There would have been hangover in his eyes and in the tremble of his hands around his cigarette, but it wasn’t anything a little taste of liquor wouldn’t heal, once he had shaken free of his wife and kids like a man slipping out of a set of too-tight Sunday clothes.

It was a good world for drunks then, and a bad world for everybody else. A man could rise up in his drunkard’s raiment at night, dripping poison, and pull it off in the day like dirty clothes.

My attention span, in romance, was that of a tick on a hot rock.

Bragg’s vivid, grass-roots imagery and poet’s sense of rhythm remind me of Woody Guthrie's autobiography, Bound for Glory. Early in my career teaching high school English, I was ordered to teach literary style to my sixteen-year-olds. It was the first time I had been asked to articulate the principles of style, and I was stymied at first. Somehow I happened to open Bound for Glory, a book of such stylistic and story-telling power that I immediately ordered it for my classes and had a wonderful time teaching it. Time to go back and enjoy it again.

Monday, April 11, 2011

Images of life and death


Thanks to Ken Ledford for sending this gorgeous opening passage from The God Of Small Things by Arundhati Roy:

"May in Ayemenem is a hot, brooding month.

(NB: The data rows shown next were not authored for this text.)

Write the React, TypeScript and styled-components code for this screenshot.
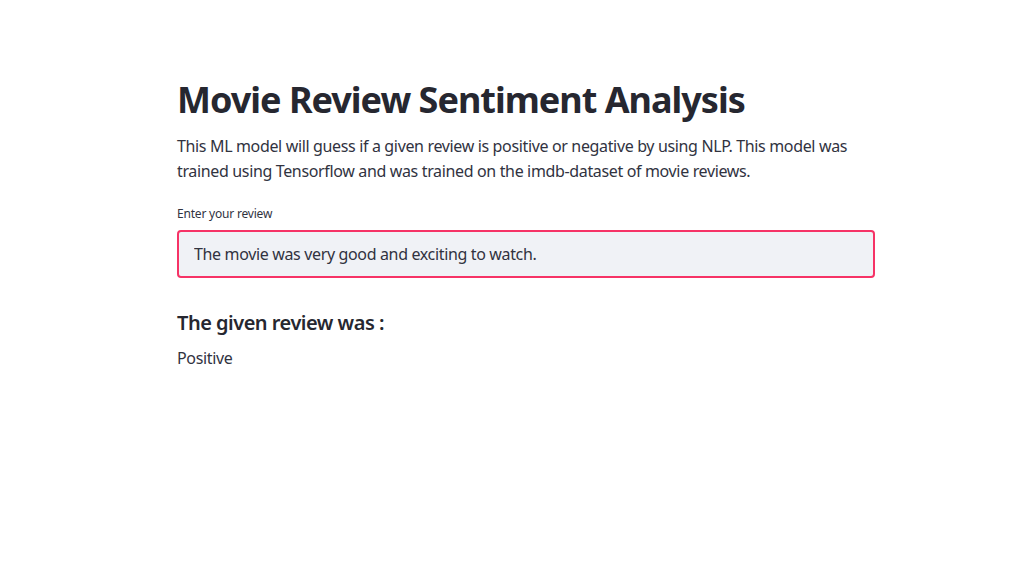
import React from 'react'
import styled, { createGlobalStyle } from 'styled-components'

const GlobalStyle = createGlobalStyle`
  body {
    margin: 0;
    background: #ffffff;
    font-family: "Noto Sans", "Open Sans", sans-serif;
    color: #31333f;
  }
`

const Main = styled.main`
  width: 698px;
  margin-left: 177px;
  padding-top: 72px;
  display: flex;
  flex-direction: column;
`

const Title = styled.h1`
  margin: 0 0 6px;
  font-size: 36px;
  line-height: 56px;
  font-weight: 700;
  color: #262730;
  letter-spacing: -1px;
`

const Text = styled.p`
  margin: 0;
  font-size: 16px;
  line-height: 25px;
  color: #31333f;
  letter-spacing: -0.35px;
`

const Field = styled.div`
  margin-top: 22px;
  display: flex;
  flex-direction: column;
  gap: 8px;
`

const Label = styled.label`
  font-size: 12px;
  line-height: 16px;
  color: #31333f;
  letter-spacing: -0.2px;
`

const Input = styled.input`
  box-sizing: border-box;
  width: 698px;
  height: 48px;
  padding: 0 15px;
  border: 2px solid #f63366;
  border-radius: 4px;
  background: #f0f2f6;
  font-family: inherit;
  font-size: 16px;
  letter-spacing: -0.35px;
  color: #31333f;
  outline: none;
`

const Subheading = styled.h3`
  margin: 30px 0 8px;
  font-size: 20px;
  line-height: 30px;
  font-weight: 600;
  color: #262730;
  letter-spacing: -0.5px;
`

export default function App() {
  return (
    <>
      <GlobalStyle />
      <Main>
        <Title>Movie Review Sentiment Analysis</Title>
        <Text>
          This ML model will guess if a given review is positive or negative by using NLP. This model was
          trained using Tensorflow and was trained on the imdb-dataset of movie reviews.
        </Text>
        <Field>
          <Label>Enter your review</Label>
          <Input defaultValue="The movie was very good and exciting to watch." />
        </Field>
        <Subheading>The given review was :</Subheading>
        <Text>Positive</Text>
      </Main>
    </>
  )
}
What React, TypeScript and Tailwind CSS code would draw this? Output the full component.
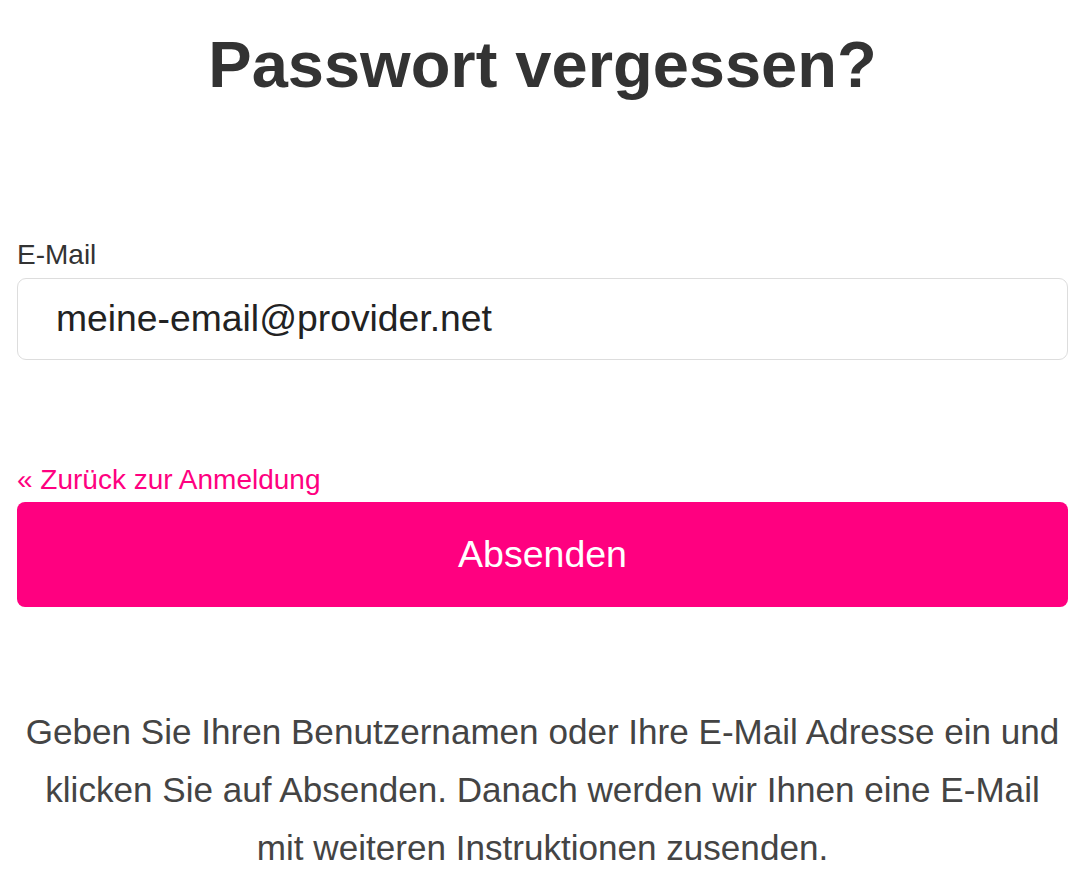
export default function App() {
  return (
    <div className="w-[1090px] h-[877px] bg-white overflow-hidden" style={{ fontFamily: '"Liberation Sans", Arial, sans-serif' }}>
      <div className="pl-[17px] pr-[22px]">
        <h1 className="text-center text-[65px] font-bold text-[#333] leading-[76px] pt-[27px]">Passwort vergessen?</h1>
        <div className="mt-[136px]">
          <label className="block text-[28px] leading-[32px] text-[#333]">E-Mail</label>
          <div className="mt-[7px] h-[82px] border border-[#dddddd] rounded-[9px] flex items-center pl-[38px] text-[37.3px] text-[#222]">
            meine-email@provider.net
          </div>
        </div>
        <a className="block mt-[104px] text-[28px] leading-[32px] text-[#ff0080]">« Zurück zur Anmeldung</a>
        <button className="mt-[6px] w-full h-[105px] rounded-[8px] bg-[#ff0080] text-white text-[37.5px]">Absenden</button>
        <p className="mt-[96px] px-[5px] text-center text-[35.1px] leading-[58px] text-[#444]">
          Geben Sie Ihren Benutzernamen oder Ihre E-Mail Adresse ein und klicken Sie auf Absenden. Danach werden wir Ihnen eine E-Mail mit weiteren Instruktionen zusenden.
        </p>
      </div>
    </div>
  );
}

The days are long and humid. The river shrinks and black crows gorge on bright mangoes in still, dustgreen trees. Red bananas ripen. Jackfruits burst. Dissolute bluebottles hum vacuously in the fruity air. Then they stun themselves against clear windowpanes and die, fatly baffled in the sun."

We start with a macro view that sets the time, place, weather, and mood. Then Roy's camera zooms in on specific images: crows gorging, "dustgreen" trees, overripe fruit, flies drunk on the abundant life--and then, abruptly, dead. I love the assonance of "dissolute bluebottles" "fatly baffled" and the echo of "stun" and "sun." And I like the way Roy varies her sentence length--some are snapshots, some movie scenes. 

I listened to the audio version of this book when it came out, and I had trouble following it. The more poetic a writer's style is, the more I need to see it with my eyes.